We’re just as excited about The Batman as most people, but if there’s one thing that makes us nervous, it’s how actor Robert Pattinson will handle the Dark Knight’s legendary gravelly timbre. He’s now addressing how he came to approach the character’s voice, including that it took “a lot of trial and error.”
Christian Bale’s take on the character gave us the most unintentionally hilarious moments from Christopher Nolan’s Dark Knight trilogy, which gives us pause. Bale’s billionaire Bruce Wayne had a knack for goofily scream-whispering whenever he dons the cowl.
Zack Snyder intelligently worked around the problem of Bruce Wayne having to disguise his voice while out and about as the masked vigilante. The Ben Affleck version of the character used a badass-sounding voice modulator that took the actor’s voice down an octave or two in Batman v. Superman: Dawn of Justice and Justice League.

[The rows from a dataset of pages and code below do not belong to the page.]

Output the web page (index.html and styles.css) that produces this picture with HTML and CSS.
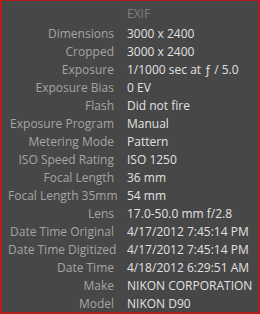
FILE: index.html
```html
<!DOCTYPE html>
<html lang="en">
<head>
    <meta charset="UTF-8">
    <title>EXIF</title>
    <link rel="stylesheet" href="styles.css">
</head>
<body>
    <div id="panel">
        <div class="head"></div><div class="head title">EXIF</div>
        <div class="lbl">Dimensions</div><div class="val">3000 x 2400</div>
        <div class="lbl">Cropped</div><div class="val">3000 x 2400</div>
        <div class="lbl">Exposure</div><div class="val">1/1000 sec at &#402; / 5.0</div>
        <div class="lbl">Exposure Bias</div><div class="val">0 EV</div>
        <div class="lbl">Flash</div><div class="val">Did not fire</div>
        <div class="lbl">Exposure Program</div><div class="val">Manual</div>
        <div class="lbl">Metering Mode</div><div class="val">Pattern</div>
        <div class="lbl">ISO Speed Rating</div><div class="val">ISO 1250</div>
        <div class="lbl">Focal Length</div><div class="val">36 mm</div>
        <div class="lbl">Focal Length 35mm</div><div class="val">54 mm</div>
        <div class="lbl">Lens</div><div class="val">17.0-50.0 mm f/2.8</div>
        <div class="lbl">Date Time Original</div><div class="val">4/17/2012 7:45:14 PM</div>
        <div class="lbl">Date Time Digitized</div><div class="val">4/17/2012 7:45:14 PM</div>
        <div class="lbl">Date Time</div><div class="val">4/18/2012 6:29:51 AM</div>
        <div class="lbl">Make</div><div class="val">NIKON CORPORATION</div>
        <div class="lbl">Model</div><div class="val">NIKON D90</div>
    </div>
</body>
</html>
```

FILE: styles.css
```css
html, body {
    margin: 0;
    padding: 0;
}
#panel {
    box-sizing: border-box;
    width: 260px;
    height: 314px;
    background-color: rgb(71, 71, 71);
    border: solid rgb(180, 30, 30);
    border-width: 1px 2px 2px 2px;
    padding: 4px 0 0 6px;
    display: grid;
    grid-template-columns: 106px 1fr;
    grid-template-rows: 20px;
    grid-auto-rows: 18px;
    column-gap: 13px;
    align-content: start;
    font-family: "Open Sans", "Noto Sans", sans-serif;
    font-size: 12px;
    line-height: 18px;
    white-space: nowrap;
}
.title {
    color: rgb(128, 128, 128);
}
.lbl {
    text-align: right;
    color: rgb(165, 165, 165);
}
.val {
    color: rgb(225, 225, 225);
}
```
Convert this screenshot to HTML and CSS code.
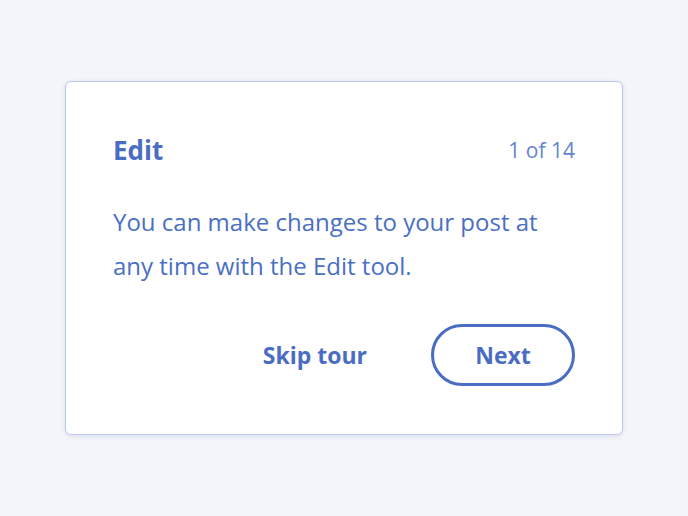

There is no vocal manipulator for Pattinson’s Dark Knight, from what was apparent in the trailers for The Batman, so that means it is once again up to the thespian himself to come up with how the pointy-eared detective sounds.
Pattinson went into detail about the arduous process of honing in on the voice, saying he had “a lot of times to think about it.”
He credits being able to take his time to experiment in part due to being cast many months before the film began shooting, he said at a recent press roundtable panel (via Collider).
“I think I was cast about seven or eight months before we started shooting, and so I was experimenting with a lot of different things. I think the first two or three weeks, we were kind of doing a variety of different voices, because there’s only a couple of lines in the first few scenes we shot. Me and [The Batman director Matt Reeves] just sort of settled on something,” Pattinson said.
The Good Time actor explained that he started out doing a “progression from other Bat voices,” becoming more comfortable as he went along.
“It’s weird, it just suddenly starts to feel right. It seems to be, the more you embody the suit, the more you embody the character, it just started to come out quite organically,” Pattinson said.
The actor said he imagines that’s how it works with the Bruce Wayne character, too, that he doesn’t merely think of it as “putting on a voice,” but occurs naturally.
“He puts on the suit, and then the voice just starts happening for him as a person as well,” he elaborated.
Reeves, who was at that same press roundtable, praised Pattinson’s vocal performance, calling the actor “amazing” at taking notes about how to improve it.
“He went through this process of searching for where it felt like that voice should sit. One of the things that I was asking Rob about, he has an incredible ear for mimicry and accents. He can pick up anyone’s accent. There’s no dialect coach, this doesn’t happen, that’s just who he is. He’s an incredible person,” the director said.
We’ll have to see how well Pattinson handles the notoriously throat-rattling tone of the Caped Crusader when The Batman hits theaters March 4.